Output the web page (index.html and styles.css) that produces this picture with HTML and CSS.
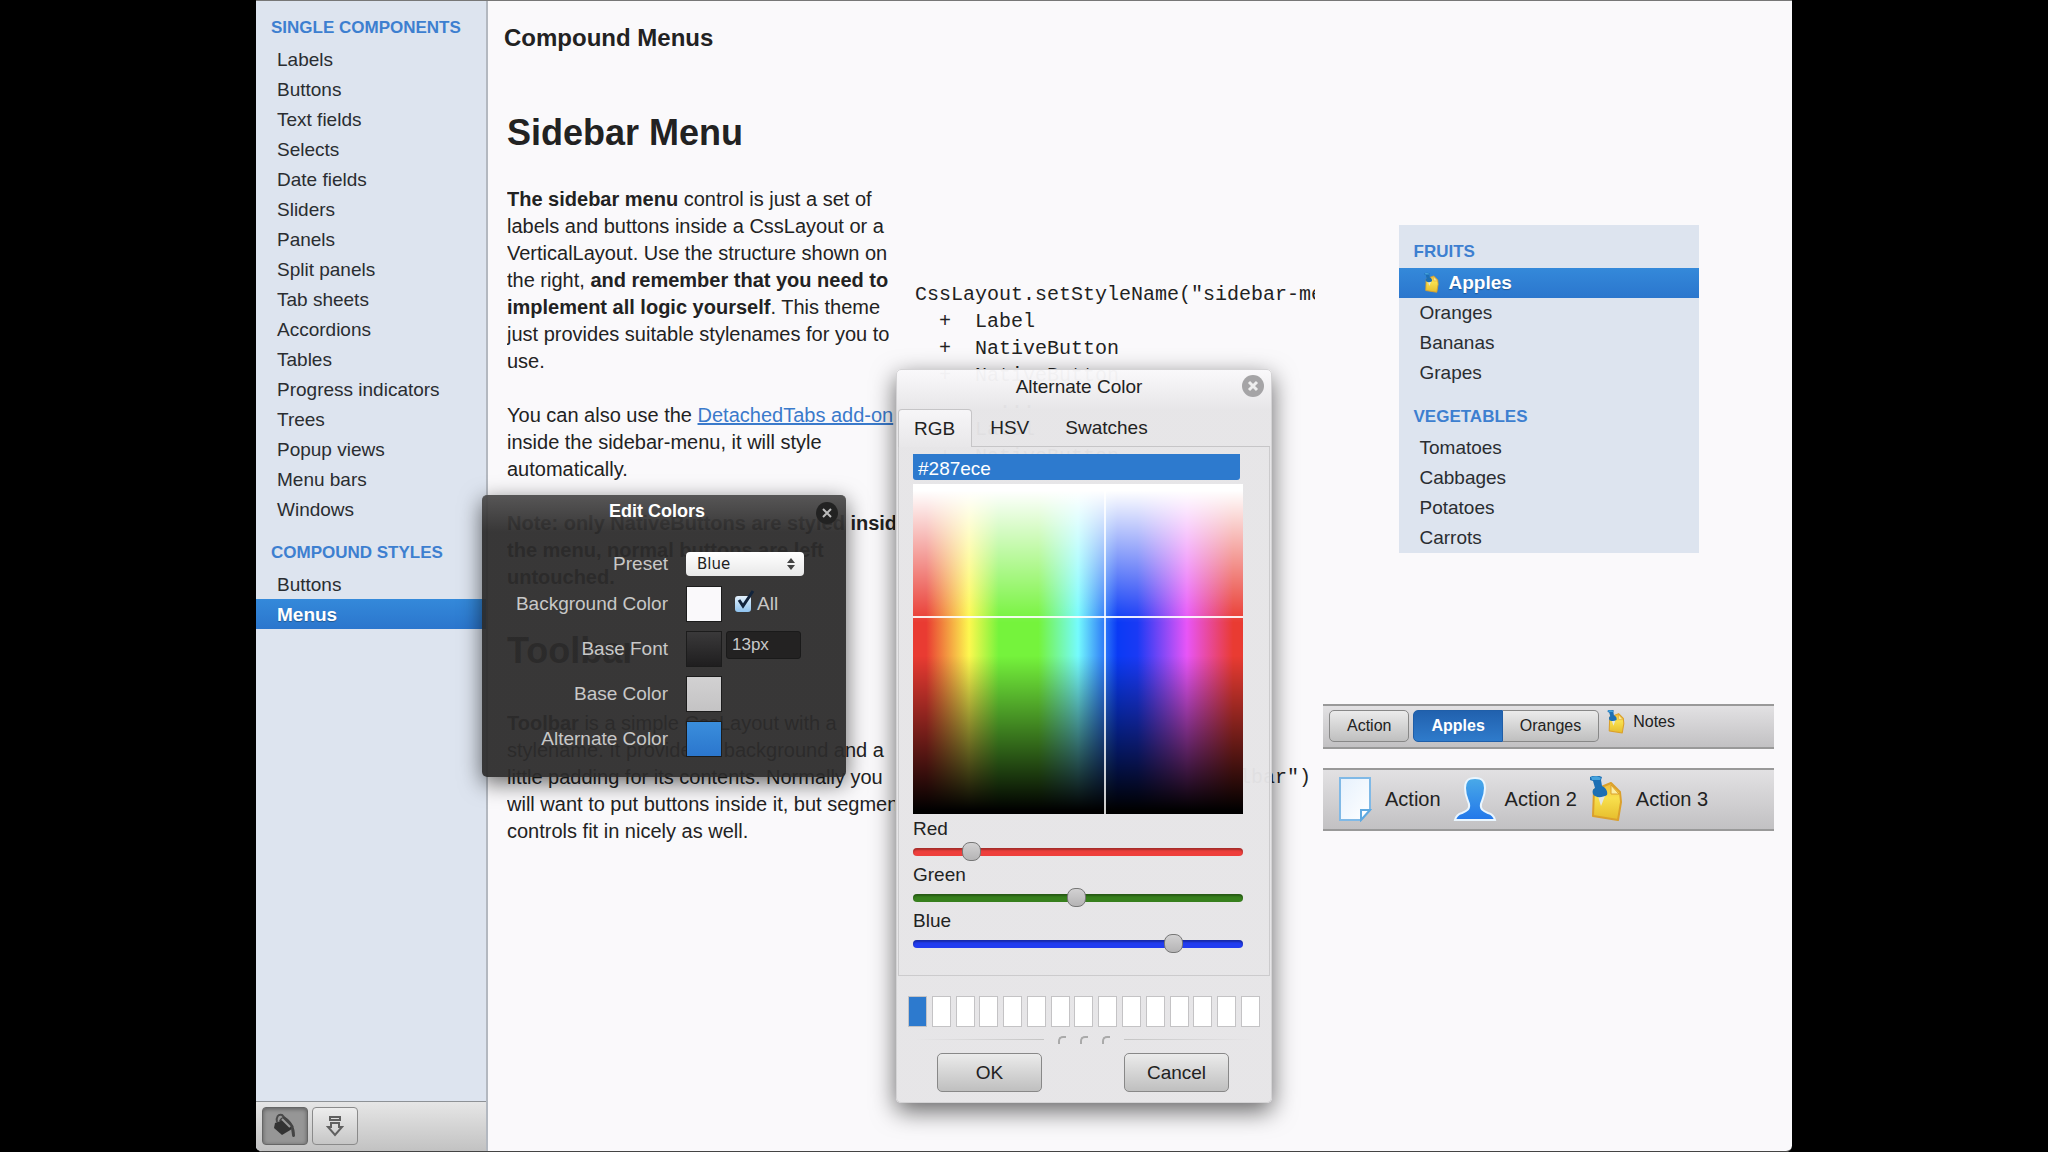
FILE: index.html
```html
<!DOCTYPE html>
<html lang="en">
<head>
    <meta charset="UTF-8">
    <meta name="viewport" content="width=device-width, initial-scale=1.0">
    <title>Compound Menus</title>
    <link rel="stylesheet" href="styles.css">
</head>
<body>

<!-- Shared icons -->
<svg class="defs" width="0" height="0" aria-hidden="true">
    <defs>
        <linearGradient id="gold" x1="0" y1="0" x2="0" y2="1">
            <stop offset="0" stop-color="#f0b93a"/>
            <stop offset="0.4" stop-color="#f8e04e"/>
            <stop offset="1" stop-color="#e6bd2c"/>
        </linearGradient>
        <linearGradient id="sky" x1="0" y1="0" x2="0" y2="1">
            <stop offset="0" stop-color="#4aaae8"/>
            <stop offset="1" stop-color="#2277ea"/>
        </linearGradient>
        <linearGradient id="paper" x1="0" y1="0" x2="1" y2="1">
            <stop offset="0" stop-color="#e6f1fd"/>
            <stop offset="1" stop-color="#ffffff"/>
        </linearGradient>
        <symbol id="note" viewBox="0 0 34 46">
            <path d="M5 14 L22 7 L31 16 L32 26 L29 44 L4 40 Z" fill="url(#gold)" stroke="#dba02c" stroke-width="2" stroke-linejoin="round"/>
            <path d="M22 9 L22 18 L30 18 Z" fill="#fbeea2" stroke="#dba02c"/>
            <path d="M8 17 L16 20 L12 30 Z" fill="#e4e6e2"/>
            <path d="M1 1 C5 -1 9 -1 13 1 L12 4 L13 10 C17 12 19 15 18 19 C13 22 6 22 4 18 C3 15 4 13 6 12 L4 5 L1 4 Z" fill="#1d6fb4"/>
            <path d="M2 1 C6 0 9 0 12 2 L11 4 L3 4 Z" fill="#45a2dc"/>
        </symbol>
    </defs>
</svg>

<div class="app">

    <aside class="sidebar">
        <nav class="sidebar-menu">
            <h4>SINGLE COMPONENTS</h4>
            <a href="#">Labels</a>
            <a href="#">Buttons</a>
            <a href="#">Text fields</a>
            <a href="#">Selects</a>
            <a href="#">Date fields</a>
            <a href="#">Sliders</a>
            <a href="#">Panels</a>
            <a href="#">Split panels</a>
            <a href="#">Tab sheets</a>
            <a href="#">Accordions</a>
            <a href="#">Tables</a>
            <a href="#">Progress indicators</a>
            <a href="#">Trees</a>
            <a href="#">Popup views</a>
            <a href="#">Menu bars</a>
            <a href="#">Windows</a>
            <h4>COMPOUND STYLES</h4>
            <a href="#">Buttons</a>
            <a href="#" class="selected">Menus</a>
        </nav>
        <div class="bottom-bar">
            <button type="button" class="icon-button pressed" aria-label="Edit colors">
                <svg width="24" height="26" viewBox="0 0 24 26">
                    <path d="M2 10 L13 6 L19 16 L9 22 L1 15 Z" fill="#333"/>
                    <path d="M4 9 C3 4 5 1 9 2 L20 14" fill="none" stroke="#4a4a4a" stroke-width="2"/>
                    <path d="M6 8 C8 3 12 3 15 6 C19 10 22 14 22 23 C21 25 19 24 19 22 L18 15 L12 8 Z" fill="#444"/>
                    <path d="M9 6 L17 14" stroke="#999" stroke-width="2"/>
                </svg>
            </button>
            <button type="button" class="icon-button" aria-label="Download">
                <svg width="18" height="22" viewBox="0 0 18 22" fill="none" stroke="#606060" stroke-width="2">
                    <rect x="4" y="2" width="10" height="3"/>
                    <path d="M5 8 H13 V12 H16 L9 20 L2 12 H5 Z"/>
                </svg>
            </button>
        </div>
    </aside>

    <main class="content">
        <h1>Compound Menus</h1>

        <h2>Sidebar Menu</h2>
        <div class="row">
            <div class="text">
                <b>The sidebar menu</b> control is just a set of<br>
                labels and buttons inside a CssLayout or a<br>
                VerticalLayout. Use the structure shown on<br>
                the right, <b>and remember that you need to<br>
                implement all logic yourself</b>. This theme<br>
                just provides suitable stylenames for you to<br>
                use.<br>
                <br>
                You can also use the <a href="#">DetachedTabs add-on</a><br>
                inside the sidebar-menu, it will style<br>
                automatically.<br>
                <br>
                <b>Note: only NativeButtons are styled inside<br>
                the menu, normal buttons are left<br>
                untouched.</b>
            </div>
<pre class="code">CssLayout.setStyleName("sidebar-menu")
  +  Label
  +  NativeButton
  +  NativeButton
       ...
  +  Label
  +  NativeButton
       ...</pre>
            <div class="demo">
                <nav class="sidebar-menu fruit-menu">
                    <h4>FRUITS</h4>
                    <a href="#" class="selected"><svg class="note-small" width="15" height="22"><use href="#note"/></svg>Apples</a>
                    <a href="#">Oranges</a>
                    <a href="#">Bananas</a>
                    <a href="#">Grapes</a>
                    <h4>VEGETABLES</h4>
                    <a href="#">Tomatoes</a>
                    <a href="#">Cabbages</a>
                    <a href="#">Potatoes</a>
                    <a href="#">Carrots</a>
                </nav>
            </div>
        </div>

        <h2>Toolbar</h2>
        <div class="row">
            <div class="text">
                <b>Toolbar</b> is a simple CssLayout with a<br>
                stylename. It provides a background and a<br>
                little padding for its contents. Normally you<br>
                will want to put buttons inside it, but segment<br>
                controls fit in nicely as well.
            </div>
<pre class="code">CssLayout.setStyleName("toolbar")</pre>
            <div class="toolbars">
                <div class="toolbar">
                    <button type="button" class="button">Action</button>
                    <div class="segment">
                        <button type="button" class="button down">Apples</button>
                        <button type="button" class="button">Oranges</button>
                    </div>
                    <button type="button" class="link-button">
                        <svg width="18" height="24"><use href="#note"/></svg>
                        Notes
                    </button>
                </div>
                <div class="toolbar big">
                    <button type="button" class="link-button">
                        <svg width="34" height="46" viewBox="0 0 34 46">
                            <path d="M2 2 H32 V34 L23 44 H2 Z" fill="url(#paper)" stroke="#80b9e6" stroke-width="2"/>
                            <path d="M23 44 V34 H32 Z" fill="#fff" stroke="#5fa9e0" stroke-width="2"/>
                        </svg>
                        Action
                    </button>
                    <button type="button" class="link-button">
                        <svg width="44" height="46" viewBox="0 0 44 46">
                            <path d="M22 2 C30 2 32 6 32 12 C32 20 29 24 28 28 C27 33 30 35 35 37 C39 38 41 40 42 44 H2 C3 40 5 38 9 37 C14 35 17 33 16 28 C15 24 12 20 12 12 C12 6 14 2 22 2 Z" fill="url(#sky)" stroke="#eaf6ff" stroke-width="2"/>
                        </svg>
                        Action 2
                    </button>
                    <button type="button" class="link-button">
                        <svg width="34" height="46"><use href="#note"/></svg>
                        Action 3
                    </button>
                </div>
            </div>
        </div>
    </main>

    <!-- Edit Colors window -->
    <form class="window dark">
        <h3>Edit Colors</h3>
        <button type="button" class="close" aria-label="Close">
            <svg width="12" height="12" viewBox="0 0 12 12"><path d="M2 2 L10 10 M10 2 L2 10" stroke="currentColor" stroke-width="2"/></svg>
        </button>
        <div class="fields">
            <label for="preset">Preset</label>
            <div class="field preset">
                <select id="preset">
                    <option>Blue</option>
                    <option>Red</option>
                    <option>Green</option>
                </select>
                <svg class="arrows" width="8" height="12" viewBox="0 0 8 12"><path d="M4 0 L8 5 H0 Z M4 12 L8 7 H0 Z" fill="#444"/></svg>
            </div>

            <label for="bgColor">Background Color</label>
            <div class="field">
                <button type="button" id="bgColor" class="swatch white"></button>
                <span class="check">
                    <input type="checkbox" id="all" checked>
                    <svg class="tick" width="20" height="20" viewBox="0 0 20 20"><path d="M4 10 L8 16 L18 1" fill="none" stroke="#12243c" stroke-width="3"/></svg>
                </span>
                <label for="all">All</label>
            </div>

            <label for="baseFont">Base Font</label>
            <div class="field">
                <button type="button" id="baseFont" class="swatch black"></button>
                <input type="text" class="size" value="13px" aria-label="Font size">
            </div>

            <label for="baseColor">Base Color</label>
            <div class="field"><button type="button" id="baseColor" class="swatch gray"></button></div>

            <label for="altColor">Alternate Color</label>
            <div class="field"><button type="button" id="altColor" class="swatch blue"></button></div>
        </div>
    </form>

    <!-- Color picker window -->
    <form class="window light">
        <h3>Alternate Color</h3>
        <button type="button" class="close" aria-label="Close">
            <svg width="12" height="12" viewBox="0 0 12 12"><path d="M2 2 L10 10 M10 2 L2 10" stroke="currentColor" stroke-width="3"/></svg>
        </button>
        <div class="tabs">
            <button type="button" class="tab active">RGB</button>
            <button type="button" class="tab">HSV</button>
            <button type="button" class="tab">Swatches</button>
        </div>
        <div class="picker">
            <input type="text" class="hex" value="#287ece" aria-label="Color value">
            <div class="spectrum">
                <div class="line-x"></div>
                <div class="line-y"></div>
            </div>
            <label for="red">Red</label>
            <input type="range" id="red" class="red" min="0" max="255" value="40">
            <label for="green">Green</label>
            <input type="range" id="green" class="green" min="0" max="255" value="126">
            <label for="blue">Blue</label>
            <input type="range" id="blue" class="blue" min="0" max="255" value="206">
        </div>
        <div class="history">
            <span class="used"></span><span></span><span></span><span></span><span></span>
            <span></span><span></span><span></span><span></span><span></span>
            <span></span><span></span><span></span><span></span><span></span>
        </div>
        <div class="grip"><i></i><i></i><i></i></div>
        <div class="actions">
            <button type="button" class="button">OK</button>
            <button type="button" class="button">Cancel</button>
        </div>
    </form>

</div>

</body>
</html>
```
FILE: styles.css
```css
* {
    box-sizing: border-box;
}

body {
    font-family: "Liberation Sans", Arial, sans-serif;
    font-size: 20px;
    line-height: 27px;
    color: #222;
    margin: 0;
    background-color: #000;
}

button, input, select {
    font-family: inherit;
    color: inherit;
    margin: 0;
}

.defs {
    position: absolute;
}

.app {
    position: relative;
    display: flex;
    width: 75%;
    height: 100vh;
    margin: 0 auto;
    background-color: #faf9fb;
    border-top: 1px solid #777;
    border-bottom: 1px solid #444;
    border-radius: 0 0 6px 6px;
    overflow: hidden;
}

/* Sidebar */
.sidebar {
    display: flex;
    flex-direction: column;
    justify-content: space-between;
    width: 232px;
    flex-shrink: 0;
    background-color: #dde4ef;
    border-right: 2px solid #b3b8c0;
}

.sidebar-menu h4 {
    margin: 0;
    padding: 15px 15px 2px;
    font-size: 17px;
    line-height: 28px;
    color: #3d7fd0;
}

.sidebar-menu h4:first-child {
    padding-top: 13px;
}

.sidebar-menu a {
    display: flex;
    align-items: center;
    height: 30px;
    padding: 0 21px;
    font-size: 19px;
    color: #2a2d31;
    text-decoration: none;
}

.sidebar-menu a.selected {
    font-weight: bold;
    color: #fff;
    background: linear-gradient(#3489da, #2b76cd);
    text-shadow: 0 1px 1px rgba(0, 0, 0, 0.3);
}

.bottom-bar {
    display: flex;
    gap: 4px;
    padding: 5px 6px 6px;
    border-top: 1px solid #8e9296;
    background: linear-gradient(#e6e6e6, #c2c2c2);
}

.icon-button {
    display: flex;
    align-items: center;
    justify-content: center;
    width: 46px;
    height: 38px;
    padding: 0;
    border: 1px solid #8a8a8a;
    border-radius: 4px;
    background: linear-gradient(#ededed, #c6c6c6);
}

.icon-button.pressed {
    border-color: #666;
    background: #969696;
    box-shadow: inset 0 1px 4px rgba(0, 0, 0, 0.4);
}

/* Content */
.content {
    flex: 1;
    min-width: 0;
    padding: 22px 18px 0 19px;
}

h1 {
    margin: 0 0 0 -3px;
    font-size: 24px;
    line-height: 30px;
}

h2 {
    margin: 0;
    font-size: 36px;
    line-height: 40px;
}

h1 + h2 {
    margin-top: 60px;
}

.row {
    display: grid;
    grid-template-columns: 400fr 400fr 451fr;
    gap: 8px;
    align-items: center;
    margin: 33px 0 40px;
}

.text {
    margin-right: 12px;
    white-space: nowrap;
    overflow: hidden;
}

.text a {
    color: #3a7acb;
}

.code {
    margin: 0;
    font-family: "Liberation Mono", "Courier New", monospace;
    overflow: hidden;
}

.fruit-menu {
    width: 300px;
    margin: 0 auto;
    background-color: #dde4ef;
}

.note-small {
    margin: 0 10px 0 4px;
}

.button {
    padding: 0;
    border: 1px solid #888;
    border-radius: 5px;
    background: linear-gradient(#ebebeb, #bfbfbf);
}

.toolbars {
    padding-bottom: 19px;
}

.toolbar {
    display: flex;
    align-items: flex-start;
    padding: 4px 6px 5px;
    border-top: 2px solid #999;
    border-bottom: 2px solid #999;
    background: linear-gradient(#e2e1e3, #c2c1c3);
    white-space: nowrap;
}

.toolbar .button {
    height: 32px;
    padding: 0 17px;
    font-size: 16px;
}

.segment {
    display: flex;
    margin: 0 8px 0 4px;
}

.segment .button:first-child {
    border-radius: 5px 0 0 5px;
}

.segment .button:last-child {
    border-left: none;
    border-radius: 0 5px 5px 0;
}

.segment .button.down {
    font-weight: bold;
    color: #fff;
    border-color: #1f5ea8;
    background: linear-gradient(#2161ae, #2f7bcb);
}

.link-button {
    display: flex;
    align-items: center;
    gap: 8px;
    padding: 0;
    border: none;
    background: none;
    font-size: 16px;
}

.toolbar.big {
    gap: 12px;
    margin-top: 19px;
    padding: 6px 15px 7px;
}

.big .link-button {
    font-size: 20px;
    gap: 13px;
}

.big .link-button:nth-child(2) {
    gap: 8px;
}

/* Floating windows */
.window {
    position: absolute;
    border-radius: 5px;
}

.window h3 {
    margin: 0;
    text-align: center;
}

.close {
    position: absolute;
    display: flex;
    align-items: center;
    justify-content: center;
    width: 22px;
    height: 22px;
    padding: 0;
    border: none;
    border-radius: 50%;
}

.dark {
    top: 494px;
    left: 226px;
    width: 364px;
    height: 282px;
    color: #c8c8c8;
    background: linear-gradient(rgba(76, 75, 75, 0.94), rgba(44, 43, 43, 0.94) 36px);
    border-top: 1px solid #555;
    box-shadow: 0 6px 22px rgba(0, 0, 0, 0.6);
}

.dark h3 {
    padding: 2px 14px 0 0;
    font-size: 18px;
    color: #fff;
}

.dark .close {
    top: 6px;
    right: 8px;
    color: #bbb;
    background-color: #222;
}

.fields {
    display: grid;
    grid-template-columns: 186px 1fr;
    column-gap: 18px;
    grid-template-rows: 35px 45px 45px 45px 45px;
    align-items: center;
    margin-top: 21px;
    font-size: 19px;
}

.fields > label {
    text-align: right;
}

.field {
    display: flex;
    align-items: center;
}

.preset {
    position: relative;
    width: 118px;
}

.preset select {
    width: 118px;
    height: 24px;
    padding: 0 11px;
    border: none;
    border-radius: 4px;
    font-family: "DejaVu Sans", sans-serif;
    font-size: 15px;
    color: #222;
    background: linear-gradient(#fff, #e8e8e8);
    appearance: none;
}

.arrows {
    position: absolute;
    top: 6px;
    right: 9px;
    pointer-events: none;
}

.swatch {
    width: 36px;
    height: 36px;
    padding: 0;
    border: 1px solid #1c1c1c;
}

.swatch.white { background: #faf9fb; }
.swatch.black { background: linear-gradient(#3a393a, #1f1e1f); }
.swatch.gray { background: linear-gradient(#d2d1d2, #c4c3c4); }
.swatch.blue { background: linear-gradient(#3a8edc, #2b76cd); }

.check {
    position: relative;
    display: flex;
    margin: 0 6px 0 13px;
}

.check input {
    width: 16px;
    height: 16px;
    border-radius: 3px;
    background: linear-gradient(#e4f1fc, #8fc3ef);
    appearance: none;
}

.tick {
    position: absolute;
    left: 0;
    bottom: 2px;
    pointer-events: none;
}

.size {
    align-self: flex-start;
    width: 75px;
    height: 28px;
    margin-left: 4px;
    padding: 0 5px;
    font-size: 17px;
    border: 1px solid #1a1a1a;
    border-radius: 3px;
    background-color: #232222;
}

.light {
    top: 368px;
    left: 640px;
    width: 376px;
    font-size: 19px;
    background: linear-gradient(rgba(250, 249, 251, 0.97), rgba(230, 229, 231, 0.97) 40px);
    border: 1px solid #d4d3d5;
    box-shadow: 0 8px 24px rgba(0, 0, 0, 0.6);
}

.light h3 {
    padding: 3px 10px 0 0;
    font-size: 19px;
    font-weight: normal;
}

.light .close {
    top: 5px;
    right: 7px;
    color: #eee;
    background-color: #a5a4a6;
}

.tabs {
    display: flex;
    height: 38px;
    margin: 9px 1px 0;
    border-bottom: 1px solid #c6c5c7;
}

.tab {
    height: 38px;
    padding: 0 18px;
    border: none;
    background: none;
    font-size: 19px;
}

.tab.active {
    padding: 0 16px 0 15px;
    border: 1px solid #c6c5c7;
    border-bottom: none;
    border-radius: 4px 4px 0 0;
    background: linear-gradient(#f7f6f8, #e8e7e9);
}

.picker {
    display: flex;
    flex-direction: column;
    margin: 0 1px;
    padding: 7px 26px 22px 14px;
    border: 1px solid #cccbcd;
    border-top: none;
}

.hex {
    height: 26px;
    margin-right: 3px;
    padding: 4px 5px 0;
    border: none;
    border-radius: 0 0 3px 3px;
    font-size: 19px;
    color: #fff;
    background-color: #2d7ace;
}

.spectrum {
    position: relative;
    height: 330px;
    margin: 4px 0 1px;
    background:
        linear-gradient(#fff 2%, rgba(255, 255, 255, 0) 42%),
        linear-gradient(rgba(0, 0, 0, 0) 52%, #000 99%),
        linear-gradient(90deg, #e93b32 4%, #fdf84f 17%, #75f33c 26%, #75f33c 38%, #75fbfd 50%, #0a3af5 62%, #1a3af5 68%, #e855f7 83%, #e93b32 97%);
}

/* crosshair over the chosen color */
.line-x, .line-y {
    position: absolute;
    background-color: #fff;
}

.line-x {
    top: 40%;
    left: 0;
    width: 100%;
    height: 2px;
    opacity: 0.9;
}

.line-y {
    top: 0;
    left: 58%;
    width: 2px;
    height: 100%;
    opacity: 0.8;
}

input[type="range"] {
    width: 100%;
    height: 19px;
    background: none;
    appearance: none;
}

input[type="range"]::-webkit-slider-runnable-track {
    height: 8px;
    border-radius: 4px;
    background-color: var(--track);
    box-shadow: inset 0 2px 2px rgba(0, 0, 0, 0.3);
}

input[type="range"]::-webkit-slider-thumb {
    width: 19px;
    height: 19px;
    margin-top: -6px;
    border: 1px solid #777;
    border-radius: 8px;
    background: linear-gradient(#d2d1d2, #b5b4b5);
    appearance: none;
}

.red { --track: #ee3f3c; }
.green { --track: #37801d; }
.blue { --track: #213cf0; }

.history {
    display: flex;
    justify-content: space-between;
    margin: 20px 11px 0;
}

.history span {
    width: 19px;
    height: 31px;
    border: 1px solid #c4c3c5;
    background-color: #fff;
}

.history .used {
    background-color: #2d7ace;
}

.grip {
    display: flex;
    align-items: center;
    gap: 14px;
    height: 25px;
    padding: 0 18px;
}

.grip::before, .grip::after {
    content: "";
    flex: 1;
    height: 1px;
    background: linear-gradient(90deg, rgba(190, 190, 190, 0), #c4c4c4);
}

.grip::after {
    background: linear-gradient(90deg, #c4c4c4, rgba(190, 190, 190, 0));
}

.grip i {
    width: 8px;
    height: 8px;
    border-top: 2px solid #aaa;
    border-left: 2px solid #aaa;
    border-radius: 5px 0 0 0;
}

.actions {
    display: flex;
    justify-content: space-between;
    padding: 1px 42px 10px 40px;
}

.actions .button {
    width: 105px;
    height: 39px;
    font-size: 19px;
}
```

• **Short task**:
Pull every line containing the word "that" out of the material and copy it.

• **The answer**:
Output the web page (index.html and styles.css) that produces this picture with HTML and CSS.
                the right, <b>and remember that you need to<br>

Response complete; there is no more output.